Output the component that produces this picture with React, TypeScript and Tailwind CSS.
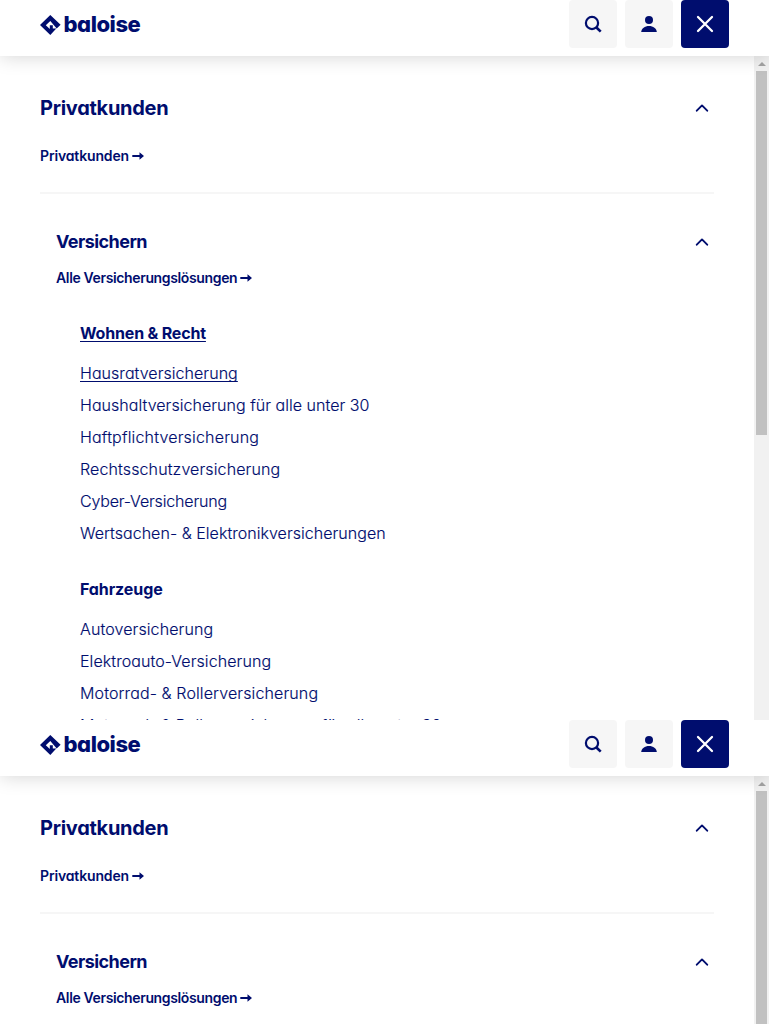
import React from "react";

type LinkItem = { label: string; spacing: string; active?: boolean };

const livingLinks: LinkItem[] = [
  { label: "Hausratversicherung", spacing: "tracking-[0.05px]", active: true },
  { label: "Haushaltversicherung für alle unter 30", spacing: "tracking-[0.04px]" },
  { label: "Haftpflichtversicherung", spacing: "tracking-[0.18px]" },
  { label: "Rechtsschutzversicherung", spacing: "tracking-[0.12px]" },
  { label: "Cyber-Versicherung", spacing: "tracking-[-0.16px]" },
  { label: "Wertsachen- & Elektronikversicherungen", spacing: "tracking-[0.04px]" },
];

const vehicleLinks: LinkItem[] = [
  { label: "Autoversicherung", spacing: "tracking-[0.11px]" },
  { label: "Elektroauto-Versicherung", spacing: "tracking-[0.08px]" },
  { label: "Motorrad- & Rollerversicherung", spacing: "tracking-[0.12px]" },
  { label: "Motorrad- & Rollerversicherung für alle unter 30", spacing: "tracking-[0.08px]" },
];

function Logo() {
  return (
    <div className="flex h-12 items-center">
      <svg width="21" height="20" viewBox="0 0 21 20" className="mt-[2px] shrink-0" fill="#000d6e">
        <path d="M10.300 0 20.600 9.800 16.700 13.500 10.300 6 5.800 10.200 9.800 14V10.200H12.800V13.600H16.300L10.300 20 0 10Z" />
      </svg>
      <span className="ml-[2.5px] text-[22px] leading-6 font-extrabold tracking-[-0.45px]">baloise</span>
    </div>
  );
}

function Header() {
  return (
    <header className="relative z-10 flex h-14 shrink-0 items-start justify-between bg-white px-10 shadow-[0_0_20px_rgba(0,0,0,0.18)]">
      <Logo />
      <div className="flex gap-2">
        <button className="flex size-12 items-center justify-center rounded bg-[#f6f6f6]" aria-label="Suche">
          <svg width="18" height="18" viewBox="0 0 18 18" fill="none" stroke="#000d6e" strokeWidth="2.2">
            <circle cx="8" cy="8" r="6.1" />
            <path d="m12.200 12.200 4.500 4.400" strokeWidth="2.7" />
          </svg>
        </button>
        <button className="flex size-12 items-center justify-center rounded bg-[#f6f6f6]" aria-label="Login">
          <svg width="16" height="16" viewBox="0 0 16 16" fill="#000d6e">
            <circle cx="8" cy="4" r="4" />
            <path d="M.200 16C.500 12.500 3.800 10 8 10s7.500 2.500 7.800 6Z" />
          </svg>
        </button>
        <button className="flex size-12 items-center justify-center rounded bg-[#000d6e]" aria-label="Schliessen">
          <svg width="18" height="18" viewBox="0 0 18 18" fill="none" stroke="white" strokeWidth="2.3" strokeLinecap="round">
            <path d="m2 2 14 14M16 2 2 16" />
          </svg>
        </button>
      </div>
    </header>
  );
}

function Chevron() {
  return (
    <svg width="14" height="8" viewBox="0 0 14 8" className="mr-[5px]" fill="none" stroke="#000d6e" strokeWidth="1.9" strokeLinecap="round" strokeLinejoin="round">
      <path d="M1.800 6.700 7 1.400l5.200 5.300" />
    </svg>
  );
}

function Arrow() {
  return (
    <svg width="12" height="8" viewBox="0 0 12 8" className="ml-[3px]" fill="#000d6e">
      <path d="M.300 3H7.500V.200L12 4 7.500 7.800V5H.300Z" />
    </svg>
  );
}

const underline = "underline decoration-1 underline-offset-[2px] [text-decoration-skip-ink:none]";

function LinkGroup({ title, titleSpacing, links, active }: { title: string; titleSpacing: string; links: LinkItem[]; active?: boolean }) {
  return (
    <section className="flex flex-col items-start">
      <h3 className={`mb-4 text-base leading-6 font-bold ${titleSpacing} ${active ? underline : ""}`}>{title}</h3>
      <ul className="flex flex-col gap-2">
        {links.map((link) => (
          <li key={link.label} className={`text-base leading-6 font-light whitespace-nowrap [-webkit-text-stroke:0.15px_#000d6e] ${link.spacing} ${link.active ? underline : ""}`}>
            {link.label}
          </li>
        ))}
      </ul>
    </section>
  );
}

function Scrollbar() {
  return (
    <div className="flex w-[15px] shrink-0 flex-col items-center bg-[#f1f1f1]">
      <div className="flex h-[15px] items-center">
        <svg width="8" height="4" viewBox="0 0 8 4" fill="#a3a3a3">
          <path d="M4 0 8 4H0Z" />
        </svg>
      </div>
      <div className="h-[364px] w-[11px] bg-[#c1c1c1]" />
    </div>
  );
}

function MenuScreen() {
  return (
    <div className="flex h-[720px] shrink-0 flex-col overflow-hidden bg-white">
      <Header />
      <div className="flex min-h-0 flex-1">
        <main className="min-w-0 flex-1 overflow-hidden pl-10">
          <div className="mr-10 border-b-2 border-[#f6f6f6]">
            <div className="mt-9 flex h-8 items-center justify-between">
              <h1 className="text-xl font-bold tracking-[-0.28px]">Privatkunden</h1>
              <Chevron />
            </div>
            <a className="mt-[22px] mb-[26px] flex h-5 items-center text-sm font-semibold tracking-[-0.15px]">
              Privatkunden
              <Arrow />
            </a>
          </div>
          <div className="mr-10 pl-4">
            <div className="mt-8 flex h-8 items-center justify-between">
              <h2 className="text-lg font-bold tracking-[-0.56px]">Versichern</h2>
              <Chevron />
            </div>
            <a className="mt-[10px] flex h-5 items-center text-sm font-semibold tracking-[-0.36px]">
              Alle Versicherungslösungen
              <Arrow />
            </a>
            <div className="mt-[33px] flex flex-col gap-8 pl-6">
              <LinkGroup title="Wohnen & Recht" titleSpacing="tracking-[-0.18px]" links={livingLinks} active />
              <LinkGroup title="Fahrzeuge" titleSpacing="tracking-[-0.1px]" links={vehicleLinks} />
            </div>
          </div>
        </main>
        <Scrollbar />
      </div>
    </div>
  );
}

export default function App() {
  return (
    <div className="flex h-screen w-full flex-col overflow-hidden bg-white font-['Inter',sans-serif] text-[#000d6e] [font-feature-settings:'cv11']">
      <MenuScreen />
      <MenuScreen />
    </div>
  );
}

**Work to complete:**
Find all lines where the word "React" appears. Copy them.

**Solution to the problem:**
Output the component that produces this picture with React, TypeScript and Tailwind CSS.
import React from "react";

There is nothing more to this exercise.